If changes to the regulation are proposed, CARB is required to follow the public process to consider any changes as outlined in the California Administrative Procedure Act.
Will CARB evaluate the current EV market performance in 2027, after the end of the 2026 model/calendar year, and could that lead to adjustments to the future model-year targets?
CARB remains committed to continuing to work closely with manufacturers to ensure the success of the program and will extend flexibility to individual companies as needed.
Does ACC II’s three-year flexibility window mean no enforcement will happen until the third model year, and that the automakers must meet the target for the current model year, which gets more stringent over time, plus make up any deficit they have carried over?
The three-year flexibility window means that if a manufacturer incurs a model-year deficit, the manufacturer must make up that deficit within the following three model years. The regulation provides this example: A 2026 model year deficit must be resolved by the conclusion of the 2029 model year. You are correct that each following model year has its own increasing ZEV requirement; however, each of these has its own three following year period to make up deficits.
Can you confirm how CARB helps the other ZEV states that have adopted the regulations?
Federal law gives other states the ability to make a choice themselves to adopt California vehicle standards. The extent to which California helps other states is in providing information describing what the regulations entail and how we will implement and enforce the regulations in our state. While we do not help them set up their enforcement mechanisms, we can provide recordkeeping or similar technical assistance.
We would like to confirm the penalty for noncompliance is $20,000 per vehicle that would be required for an OEM to meet the threshold, i.e. 35 percent for the 2026 model year. And also that CARB’s preference is to work with automakers on a solution before assessing penalties.

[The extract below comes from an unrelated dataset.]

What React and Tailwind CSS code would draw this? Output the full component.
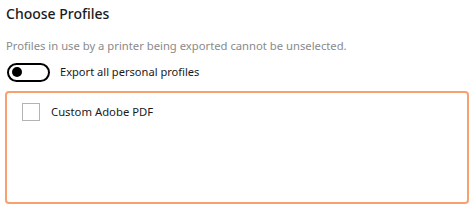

We can confirm that is the penalty as written in the regulation. However, manufacturers are only subject to such significant fines and penalties when there is evidence of deliberate, fraudulent and criminal efforts to violate California laws. Rather, CARB enforces requirements by working with manufacturers throughout the product planning process to ensure they are on track to comply with overall requirements and that new cars meet consumer expectations.
The 35 percent threshold for the 2026 model year must be met by each manufacturer, and not as an aggregate for the entire industry that sells automobiles in California, correct?
Correct. Each manufacturer must meet their individual sales requirement based on their sales average and their sales volume category with zero-emission vehicles including qualifying plug-in hybrids. The regulation includes flexibilities, such as averaging of prior-year production volumes, banking of vehicle values for use in future years, and trading of vehicle values between manufacturers to accommodate differences in manufacturer product planning and strategy.